Your task is to output the listing word for word, with pictures excluded.

_Stored data:_
***

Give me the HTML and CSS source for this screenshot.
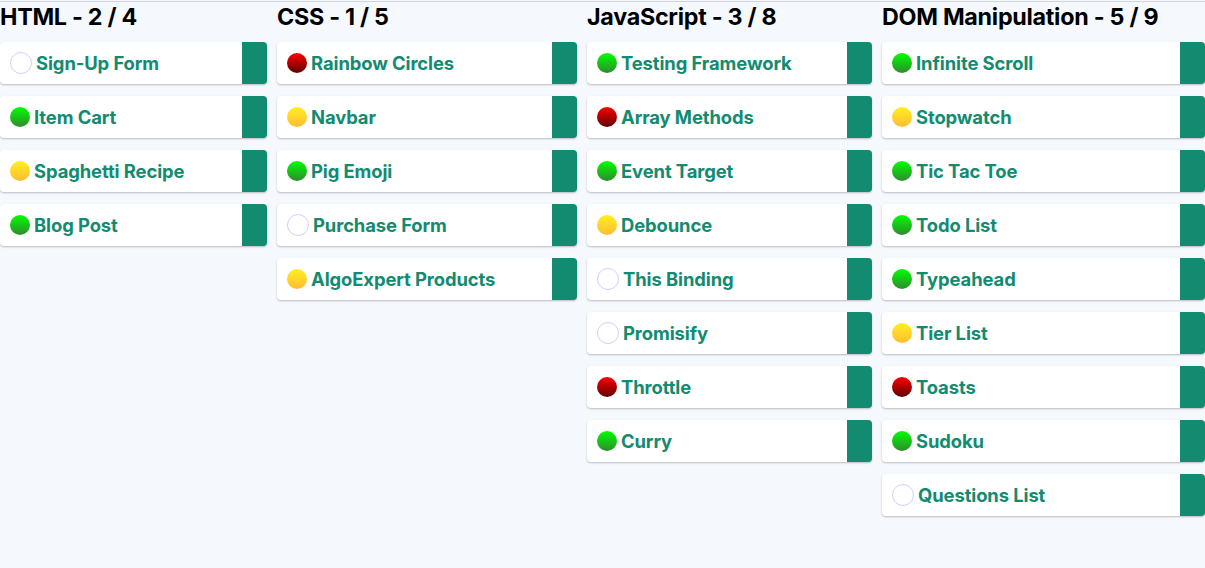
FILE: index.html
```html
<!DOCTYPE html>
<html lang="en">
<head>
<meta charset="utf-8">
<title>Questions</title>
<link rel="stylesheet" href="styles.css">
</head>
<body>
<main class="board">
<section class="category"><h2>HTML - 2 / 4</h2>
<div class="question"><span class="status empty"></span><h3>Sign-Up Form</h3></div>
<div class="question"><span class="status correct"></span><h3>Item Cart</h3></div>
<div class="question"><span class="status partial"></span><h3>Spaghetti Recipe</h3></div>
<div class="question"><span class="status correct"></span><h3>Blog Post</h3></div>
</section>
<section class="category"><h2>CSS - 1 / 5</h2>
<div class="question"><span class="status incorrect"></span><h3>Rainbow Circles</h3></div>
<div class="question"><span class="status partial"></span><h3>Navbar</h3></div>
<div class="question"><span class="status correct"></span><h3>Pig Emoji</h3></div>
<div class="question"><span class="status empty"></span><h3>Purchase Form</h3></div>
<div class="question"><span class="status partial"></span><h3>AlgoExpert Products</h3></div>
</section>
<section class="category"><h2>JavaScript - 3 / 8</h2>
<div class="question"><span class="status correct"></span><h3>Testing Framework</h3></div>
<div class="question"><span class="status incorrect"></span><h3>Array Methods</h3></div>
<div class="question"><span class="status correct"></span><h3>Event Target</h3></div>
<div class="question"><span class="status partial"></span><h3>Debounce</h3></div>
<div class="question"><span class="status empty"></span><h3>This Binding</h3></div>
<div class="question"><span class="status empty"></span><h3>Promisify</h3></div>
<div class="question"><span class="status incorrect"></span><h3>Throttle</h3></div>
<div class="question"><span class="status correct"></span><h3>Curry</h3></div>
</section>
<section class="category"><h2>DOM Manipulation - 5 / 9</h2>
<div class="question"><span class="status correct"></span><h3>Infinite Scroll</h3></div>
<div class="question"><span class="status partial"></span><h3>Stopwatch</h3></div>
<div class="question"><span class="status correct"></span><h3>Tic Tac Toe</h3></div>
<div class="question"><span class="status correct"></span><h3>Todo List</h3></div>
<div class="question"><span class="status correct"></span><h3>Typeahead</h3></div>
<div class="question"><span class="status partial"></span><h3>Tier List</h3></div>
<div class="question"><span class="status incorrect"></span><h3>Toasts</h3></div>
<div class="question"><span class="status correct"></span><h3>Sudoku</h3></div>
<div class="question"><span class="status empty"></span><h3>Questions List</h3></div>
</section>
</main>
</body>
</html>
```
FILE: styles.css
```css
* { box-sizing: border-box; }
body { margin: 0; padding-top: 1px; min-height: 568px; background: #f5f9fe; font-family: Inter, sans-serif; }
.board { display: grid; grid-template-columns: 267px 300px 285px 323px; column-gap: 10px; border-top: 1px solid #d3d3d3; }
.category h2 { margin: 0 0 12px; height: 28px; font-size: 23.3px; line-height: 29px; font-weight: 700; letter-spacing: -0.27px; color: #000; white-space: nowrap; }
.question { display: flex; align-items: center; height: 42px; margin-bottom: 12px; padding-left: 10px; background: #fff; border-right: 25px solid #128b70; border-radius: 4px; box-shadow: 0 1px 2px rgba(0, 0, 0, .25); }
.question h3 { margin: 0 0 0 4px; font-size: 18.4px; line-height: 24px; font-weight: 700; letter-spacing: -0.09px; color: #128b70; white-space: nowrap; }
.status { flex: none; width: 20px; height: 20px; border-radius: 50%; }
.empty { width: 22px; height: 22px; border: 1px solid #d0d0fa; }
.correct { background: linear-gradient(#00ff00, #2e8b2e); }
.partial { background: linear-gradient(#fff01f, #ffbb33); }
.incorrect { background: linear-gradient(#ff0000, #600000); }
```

***

_Correct response:_
Give me the HTML and CSS source for this screenshot.
FILE: index.html
```html
<!DOCTYPE html>
<html lang="en">
<head>
<meta charset="utf-8">
<title>Questions</title>
<link rel="stylesheet" href="styles.css">
</head>
<body>
<main class="board">
<section class="category"><h2>HTML - 2 / 4</h2>
<div class="question"><span class="status empty"></span><h3>Sign-Up Form</h3></div>
<div class="question"><span class="status correct"></span><h3>Item Cart</h3></div>
<div class="question"><span class="status partial"></span><h3>Spaghetti Recipe</h3></div>
<div class="question"><span class="status correct"></span><h3>Blog Post</h3></div>
</section>
<section class="category"><h2>CSS - 1 / 5</h2>
<div class="question"><span class="status incorrect"></span><h3>Rainbow Circles</h3></div>
<div class="question"><span class="status partial"></span><h3>Navbar</h3></div>
<div class="question"><span class="status correct"></span><h3>Pig Emoji</h3></div>
<div class="question"><span class="status empty"></span><h3>Purchase Form</h3></div>
<div class="question"><span class="status partial"></span><h3>AlgoExpert Products</h3></div>
</section>
<section class="category"><h2>JavaScript - 3 / 8</h2>
<div class="question"><span class="status correct"></span><h3>Testing Framework</h3></div>
<div class="question"><span class="status incorrect"></span><h3>Array Methods</h3></div>
<div class="question"><span class="status correct"></span><h3>Event Target</h3></div>
<div class="question"><span class="status partial"></span><h3>Debounce</h3></div>
<div class="question"><span class="status empty"></span><h3>This Binding</h3></div>
<div class="question"><span class="status empty"></span><h3>Promisify</h3></div>
<div class="question"><span class="status incorrect"></span><h3>Throttle</h3></div>
<div class="question"><span class="status correct"></span><h3>Curry</h3></div>
</section>
<section class="category"><h2>DOM Manipulation - 5 / 9</h2>
<div class="question"><span class="status correct"></span><h3>Infinite Scroll</h3></div>
<div class="question"><span class="status partial"></span><h3>Stopwatch</h3></div>
<div class="question"><span class="status correct"></span><h3>Tic Tac Toe</h3></div>
<div class="question"><span class="status correct"></span><h3>Todo List</h3></div>
<div class="question"><span class="status correct"></span><h3>Typeahead</h3></div>
<div class="question"><span class="status partial"></span><h3>Tier List</h3></div>
<div class="question"><span class="status incorrect"></span><h3>Toasts</h3></div>
<div class="question"><span class="status correct"></span><h3>Sudoku</h3></div>
<div class="question"><span class="status empty"></span><h3>Questions List</h3></div>
</section>
</main>
</body>
</html>
```
FILE: styles.css
```css
* { box-sizing: border-box; }
body { margin: 0; padding-top: 1px; min-height: 568px; background: #f5f9fe; font-family: Inter, sans-serif; }
.board { display: grid; grid-template-columns: 267px 300px 285px 323px; column-gap: 10px; border-top: 1px solid #d3d3d3; }
.category h2 { margin: 0 0 12px; height: 28px; font-size: 23.3px; line-height: 29px; font-weight: 700; letter-spacing: -0.27px; color: #000; white-space: nowrap; }
.question { display: flex; align-items: center; height: 42px; margin-bottom: 12px; padding-left: 10px; background: #fff; border-right: 25px solid #128b70; border-radius: 4px; box-shadow: 0 1px 2px rgba(0, 0, 0, .25); }
.question h3 { margin: 0 0 0 4px; font-size: 18.4px; line-height: 24px; font-weight: 700; letter-spacing: -0.09px; color: #128b70; white-space: nowrap; }
.status { flex: none; width: 20px; height: 20px; border-radius: 50%; }
.empty { width: 22px; height: 22px; border: 1px solid #d0d0fa; }
.correct { background: linear-gradient(#00ff00, #2e8b2e); }
.partial { background: linear-gradient(#fff01f, #ffbb33); }
.incorrect { background: linear-gradient(#ff0000, #600000); }
```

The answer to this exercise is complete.